The Serial Peripheral Interface (SPI) bus is a synchronous serial communication interface protocol, whose specification is a use for short distance communication, typically between microcontrollers or processors and peripheral devices. FIG. 1A illustrates an SPI bus 10 between a single master device 12 and a single slave device 14. This is master-slave architecture with a single master as known in the art. The SPI bus defines four logic signals between the master 12 and slave 14 devices that include: SCLK (Serial Clock (output from master)), MOSI (Master Output, Slave Input (output from master)), MISO (Master Input, Slave Output (output from slave)), and SS (Slave Select (active low, output from master)). The master and slave devices 12, 14 may communicate and exchange data via the four logic signals.
The SPI bus protocol allows a single master device to communicate with multiple slave devices. As illustrated in FIG. 1B, master device 12, includes a dedicated slave select line to each slave device 14. The master device communicates with a particular slave device 14, by controlling the slave select SSn output line, to the slave device SSn input, typically by driving the desired slave select SSn line to a logic low signal level, while leaving the other slave SSn output select lines at a logic high signal level. The master device, while individually controlling the slave select lines of multiple slave devices 14, can communicate with a select slave of a plurality of slave devices 14, the master device 12 requires multiple output pins to accomplish this type of communication.
FIG. 1C illustrates known SPI bus communication between master device 12 and multiple slave devices 14 according to another communication setup. As shown, slave devices 14 are daisy-chained together. In this setup, master device 12 communicates with slave devices 14 using just the four logic signals on the SPI bus 10. As shown, the MOSI output of master device 12 connects to MOSI input of the first slave device 14, and the MISO output of the first slave device 14 connects to MOSI input of the next slave device 14 and so on. Using this connection architecture, the whole chain may act as a simple shift-register communication chain. If a transaction from the master device 12 to a single slave device 14 in the chain of slave devices takes N bits to complete, and if there are D number of devices in the SPI chain, the master device 12 needs to shift out N×D bits serially before closing the transaction. Furthermore, read data would have to be shifted out of the device chain (N×D bits), with the last slave device 14 in the chain sending its output data all the way back to the chain controller (i.e., master device 12) at the start of the chain.
The simple 4-wire interface of SPI becomes cumbersome when more and more slave devices connect to the serial chain. Suddenly, the master device 12 must drive 2 signals common to all devices in the chain: the sensitive clocking signal for the transaction and the slave select. If the chain were to grow too long, the master clock signal would need special consideration to supply clean, reliable edges to all slave clock input pins simultaneously. In addition, the device chain must be organized more like a circle to facilitate the MISO line from slave n back to the master. Since slave n's MISO line is the line that carries all read-back data to the master device in the chain, and in order to maintain timing, this line needs to be as short as possible. Therefore, the first and last slave devices in the chain would ideally be very near the master device controller.
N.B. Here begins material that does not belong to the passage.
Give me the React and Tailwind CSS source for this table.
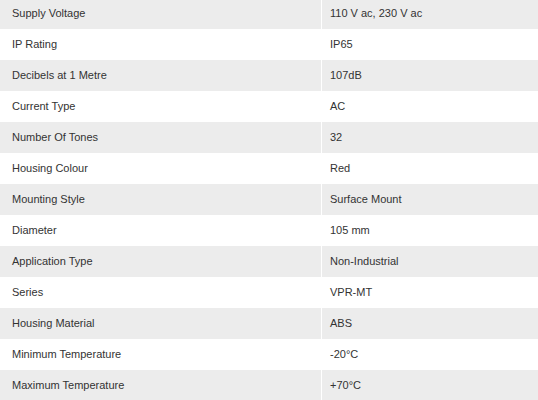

Accordingly, a need exists for technology that overcomes the problem demonstrated above, as well as one that provides additional benefits. The examples provided herein of some prior or related systems and their associated limitations are intended to be illustrative and not exclusive. Other limitations of existing or prior systems will become apparent to those of skill in the art upon reading the following Detailed Description.